* **THE PROBLEM**: Find and copy each line of the records where the string "that" shows up.

>> start EXERCISE DATA

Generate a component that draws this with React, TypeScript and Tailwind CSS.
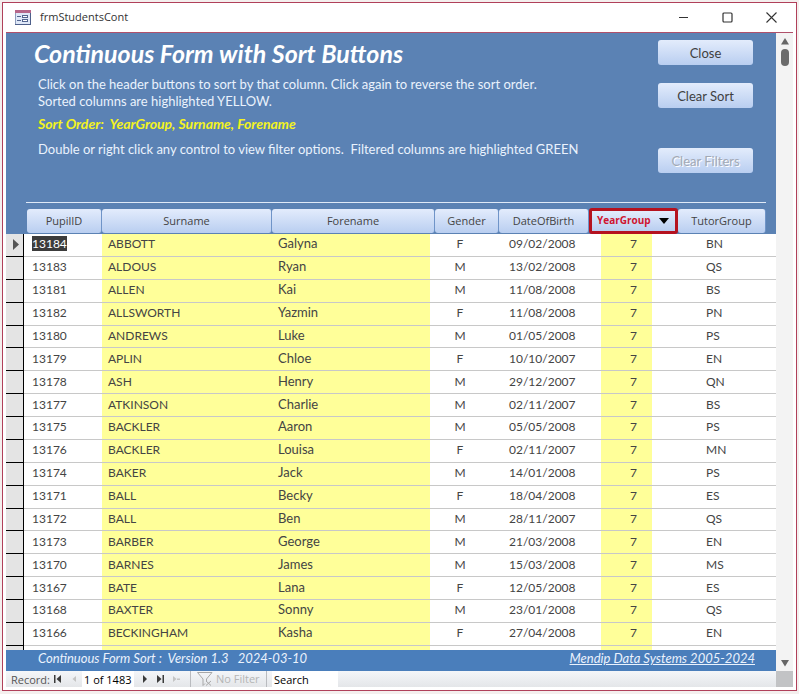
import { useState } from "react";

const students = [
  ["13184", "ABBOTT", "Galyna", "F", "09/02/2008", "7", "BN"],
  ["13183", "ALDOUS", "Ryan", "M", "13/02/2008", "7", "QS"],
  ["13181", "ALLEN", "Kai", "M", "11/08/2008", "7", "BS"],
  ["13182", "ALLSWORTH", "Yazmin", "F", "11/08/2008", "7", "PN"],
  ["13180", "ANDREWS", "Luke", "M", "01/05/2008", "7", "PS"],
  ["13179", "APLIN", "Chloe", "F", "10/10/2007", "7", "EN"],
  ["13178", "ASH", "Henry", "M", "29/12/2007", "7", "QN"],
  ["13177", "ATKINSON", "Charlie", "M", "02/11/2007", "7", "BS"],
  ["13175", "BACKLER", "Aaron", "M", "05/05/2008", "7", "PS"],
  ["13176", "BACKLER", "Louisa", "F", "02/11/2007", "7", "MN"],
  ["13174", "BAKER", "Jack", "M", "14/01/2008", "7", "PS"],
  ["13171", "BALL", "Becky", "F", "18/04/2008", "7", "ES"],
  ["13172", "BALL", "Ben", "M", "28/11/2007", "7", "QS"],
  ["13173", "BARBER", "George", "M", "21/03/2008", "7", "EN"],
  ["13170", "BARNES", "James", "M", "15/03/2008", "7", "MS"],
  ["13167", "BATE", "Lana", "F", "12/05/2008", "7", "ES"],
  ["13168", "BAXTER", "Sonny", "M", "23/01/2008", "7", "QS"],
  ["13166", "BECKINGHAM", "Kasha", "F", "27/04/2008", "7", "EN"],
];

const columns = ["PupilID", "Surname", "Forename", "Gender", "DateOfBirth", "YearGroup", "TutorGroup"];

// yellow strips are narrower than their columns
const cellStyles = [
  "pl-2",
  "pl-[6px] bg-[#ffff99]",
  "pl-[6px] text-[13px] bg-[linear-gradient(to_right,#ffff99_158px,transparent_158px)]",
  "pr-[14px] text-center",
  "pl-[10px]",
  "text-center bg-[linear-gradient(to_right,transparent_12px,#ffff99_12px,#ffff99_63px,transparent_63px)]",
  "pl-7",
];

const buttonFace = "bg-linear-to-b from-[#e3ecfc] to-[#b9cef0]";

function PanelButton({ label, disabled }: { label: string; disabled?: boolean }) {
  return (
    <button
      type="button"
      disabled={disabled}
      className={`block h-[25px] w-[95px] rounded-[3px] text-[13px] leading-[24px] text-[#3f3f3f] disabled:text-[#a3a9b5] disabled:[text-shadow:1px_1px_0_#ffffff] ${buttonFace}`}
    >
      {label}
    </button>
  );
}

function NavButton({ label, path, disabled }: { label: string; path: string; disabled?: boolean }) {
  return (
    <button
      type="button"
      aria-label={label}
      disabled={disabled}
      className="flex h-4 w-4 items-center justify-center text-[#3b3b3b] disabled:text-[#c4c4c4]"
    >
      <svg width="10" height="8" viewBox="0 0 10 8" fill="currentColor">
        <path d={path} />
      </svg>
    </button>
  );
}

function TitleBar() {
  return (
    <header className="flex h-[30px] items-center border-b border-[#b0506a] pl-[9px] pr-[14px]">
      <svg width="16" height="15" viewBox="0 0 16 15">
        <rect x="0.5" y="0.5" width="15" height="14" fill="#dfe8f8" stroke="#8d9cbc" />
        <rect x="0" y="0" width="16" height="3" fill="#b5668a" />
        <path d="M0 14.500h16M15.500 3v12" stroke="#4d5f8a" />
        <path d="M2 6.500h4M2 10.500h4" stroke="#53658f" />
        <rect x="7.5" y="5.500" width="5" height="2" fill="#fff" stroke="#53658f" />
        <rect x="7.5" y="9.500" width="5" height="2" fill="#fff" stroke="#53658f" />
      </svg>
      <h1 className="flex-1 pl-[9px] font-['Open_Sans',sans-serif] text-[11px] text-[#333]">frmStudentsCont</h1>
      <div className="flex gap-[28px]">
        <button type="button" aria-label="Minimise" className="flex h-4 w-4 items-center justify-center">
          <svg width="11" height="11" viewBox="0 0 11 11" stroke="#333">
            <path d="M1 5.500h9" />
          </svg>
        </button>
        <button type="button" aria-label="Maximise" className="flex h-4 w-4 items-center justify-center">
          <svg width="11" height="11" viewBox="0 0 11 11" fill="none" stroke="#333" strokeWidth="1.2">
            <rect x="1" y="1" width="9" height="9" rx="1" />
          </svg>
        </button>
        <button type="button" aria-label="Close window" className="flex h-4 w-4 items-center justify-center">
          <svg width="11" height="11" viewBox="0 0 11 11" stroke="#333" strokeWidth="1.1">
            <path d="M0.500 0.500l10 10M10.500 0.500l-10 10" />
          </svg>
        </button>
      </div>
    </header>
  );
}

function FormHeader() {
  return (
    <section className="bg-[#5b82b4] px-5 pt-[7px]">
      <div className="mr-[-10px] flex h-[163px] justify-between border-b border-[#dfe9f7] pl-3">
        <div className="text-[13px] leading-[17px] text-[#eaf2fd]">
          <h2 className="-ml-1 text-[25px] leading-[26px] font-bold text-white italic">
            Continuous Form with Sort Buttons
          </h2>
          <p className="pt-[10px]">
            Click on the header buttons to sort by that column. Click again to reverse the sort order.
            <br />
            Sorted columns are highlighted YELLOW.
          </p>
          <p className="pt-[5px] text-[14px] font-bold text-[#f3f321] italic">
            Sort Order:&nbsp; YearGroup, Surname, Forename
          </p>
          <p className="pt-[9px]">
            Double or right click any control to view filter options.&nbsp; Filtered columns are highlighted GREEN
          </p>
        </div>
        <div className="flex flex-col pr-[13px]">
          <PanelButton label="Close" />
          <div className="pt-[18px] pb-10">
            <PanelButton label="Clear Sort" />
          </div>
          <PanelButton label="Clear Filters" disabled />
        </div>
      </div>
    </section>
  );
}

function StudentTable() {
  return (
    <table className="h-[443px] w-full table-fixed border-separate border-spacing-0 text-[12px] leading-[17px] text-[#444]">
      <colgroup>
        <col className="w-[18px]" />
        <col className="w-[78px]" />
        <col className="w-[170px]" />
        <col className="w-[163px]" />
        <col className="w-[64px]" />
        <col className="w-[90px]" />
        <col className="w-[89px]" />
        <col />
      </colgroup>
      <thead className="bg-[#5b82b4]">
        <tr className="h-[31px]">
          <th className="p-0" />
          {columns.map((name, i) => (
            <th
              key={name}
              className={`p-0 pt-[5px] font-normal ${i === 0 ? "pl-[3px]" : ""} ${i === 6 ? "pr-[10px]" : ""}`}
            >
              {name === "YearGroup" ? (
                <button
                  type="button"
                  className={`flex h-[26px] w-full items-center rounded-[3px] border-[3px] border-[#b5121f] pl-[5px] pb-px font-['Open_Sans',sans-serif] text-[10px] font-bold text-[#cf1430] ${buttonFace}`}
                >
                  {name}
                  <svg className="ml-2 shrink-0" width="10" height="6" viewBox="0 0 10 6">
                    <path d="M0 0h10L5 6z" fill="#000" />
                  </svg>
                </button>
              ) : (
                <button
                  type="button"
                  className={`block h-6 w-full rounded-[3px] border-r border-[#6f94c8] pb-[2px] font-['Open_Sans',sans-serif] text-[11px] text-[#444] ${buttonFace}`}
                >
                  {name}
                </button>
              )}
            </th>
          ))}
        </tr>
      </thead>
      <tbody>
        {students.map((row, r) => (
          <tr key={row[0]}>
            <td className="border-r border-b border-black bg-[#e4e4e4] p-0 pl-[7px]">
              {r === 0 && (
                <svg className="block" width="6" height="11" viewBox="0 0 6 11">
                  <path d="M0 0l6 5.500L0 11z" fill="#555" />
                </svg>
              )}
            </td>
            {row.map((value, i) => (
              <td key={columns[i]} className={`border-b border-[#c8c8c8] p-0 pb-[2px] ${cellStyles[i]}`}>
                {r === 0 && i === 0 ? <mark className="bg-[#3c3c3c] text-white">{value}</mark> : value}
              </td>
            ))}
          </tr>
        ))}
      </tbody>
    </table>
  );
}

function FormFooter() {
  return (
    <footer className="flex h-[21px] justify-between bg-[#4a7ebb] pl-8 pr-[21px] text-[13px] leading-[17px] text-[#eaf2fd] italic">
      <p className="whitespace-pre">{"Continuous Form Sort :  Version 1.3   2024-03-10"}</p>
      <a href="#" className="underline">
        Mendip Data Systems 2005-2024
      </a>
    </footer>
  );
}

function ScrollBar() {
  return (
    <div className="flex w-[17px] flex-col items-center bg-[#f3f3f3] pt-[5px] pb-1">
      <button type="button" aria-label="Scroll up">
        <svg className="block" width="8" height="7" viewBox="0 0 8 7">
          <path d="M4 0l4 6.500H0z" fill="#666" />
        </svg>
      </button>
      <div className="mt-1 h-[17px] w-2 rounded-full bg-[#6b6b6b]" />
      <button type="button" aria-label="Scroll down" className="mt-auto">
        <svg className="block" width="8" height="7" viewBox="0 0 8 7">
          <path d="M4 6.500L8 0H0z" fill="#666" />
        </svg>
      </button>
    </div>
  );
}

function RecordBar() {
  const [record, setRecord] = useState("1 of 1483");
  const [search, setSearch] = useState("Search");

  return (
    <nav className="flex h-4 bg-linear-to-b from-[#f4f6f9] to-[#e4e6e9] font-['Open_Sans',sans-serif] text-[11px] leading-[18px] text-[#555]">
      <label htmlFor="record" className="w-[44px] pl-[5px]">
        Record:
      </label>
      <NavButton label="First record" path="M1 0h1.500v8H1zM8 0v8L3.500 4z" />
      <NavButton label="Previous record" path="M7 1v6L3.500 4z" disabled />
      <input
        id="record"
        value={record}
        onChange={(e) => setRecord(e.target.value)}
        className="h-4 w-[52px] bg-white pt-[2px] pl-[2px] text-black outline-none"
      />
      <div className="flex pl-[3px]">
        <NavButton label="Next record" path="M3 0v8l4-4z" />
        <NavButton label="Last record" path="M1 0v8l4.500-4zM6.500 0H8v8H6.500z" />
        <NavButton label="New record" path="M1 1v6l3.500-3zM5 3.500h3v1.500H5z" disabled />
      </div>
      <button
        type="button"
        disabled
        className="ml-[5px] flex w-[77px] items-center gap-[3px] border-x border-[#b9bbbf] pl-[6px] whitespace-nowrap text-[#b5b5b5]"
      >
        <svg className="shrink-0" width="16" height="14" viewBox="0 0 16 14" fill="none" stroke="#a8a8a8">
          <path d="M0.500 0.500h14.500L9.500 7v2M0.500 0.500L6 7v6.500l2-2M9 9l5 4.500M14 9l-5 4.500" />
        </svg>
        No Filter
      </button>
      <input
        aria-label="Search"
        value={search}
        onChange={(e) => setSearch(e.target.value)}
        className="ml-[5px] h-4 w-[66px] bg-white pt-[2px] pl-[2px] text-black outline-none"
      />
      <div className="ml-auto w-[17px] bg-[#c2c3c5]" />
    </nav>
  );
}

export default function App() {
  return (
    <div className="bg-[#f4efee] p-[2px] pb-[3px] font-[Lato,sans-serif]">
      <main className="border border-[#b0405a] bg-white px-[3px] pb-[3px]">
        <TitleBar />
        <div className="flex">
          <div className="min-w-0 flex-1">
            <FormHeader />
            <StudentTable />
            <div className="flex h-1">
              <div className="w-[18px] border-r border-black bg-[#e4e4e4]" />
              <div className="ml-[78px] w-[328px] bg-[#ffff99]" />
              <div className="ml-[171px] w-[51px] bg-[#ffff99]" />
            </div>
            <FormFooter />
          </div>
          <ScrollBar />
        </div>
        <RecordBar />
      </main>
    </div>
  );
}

>> end EXERCISE DATA
>> start EXERCISE DATA

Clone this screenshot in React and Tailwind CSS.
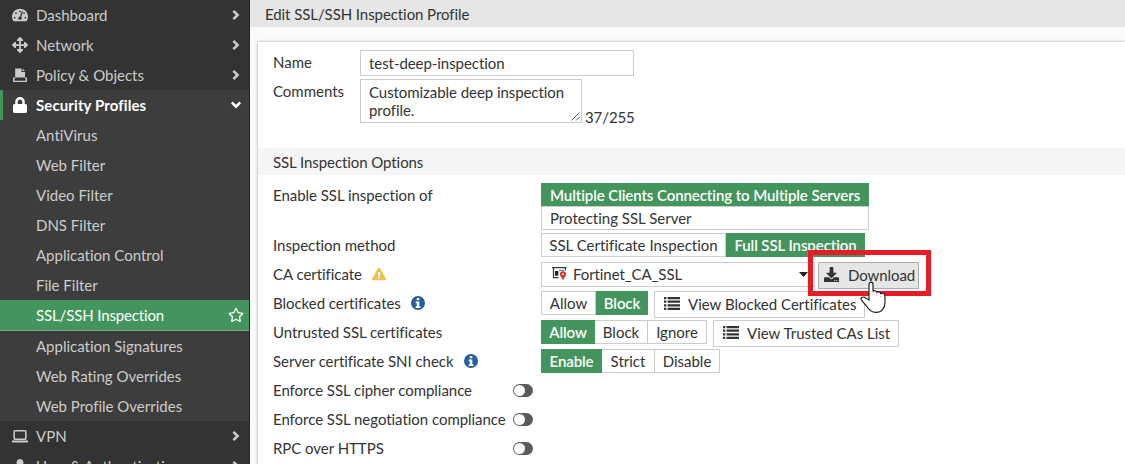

>> end EXERCISE DATA

* **WORKED SOLUTION**:
Generate a component that draws this with React, TypeScript and Tailwind CSS.
            Click on the header buttons to sort by that column. Click again to reverse the sort order.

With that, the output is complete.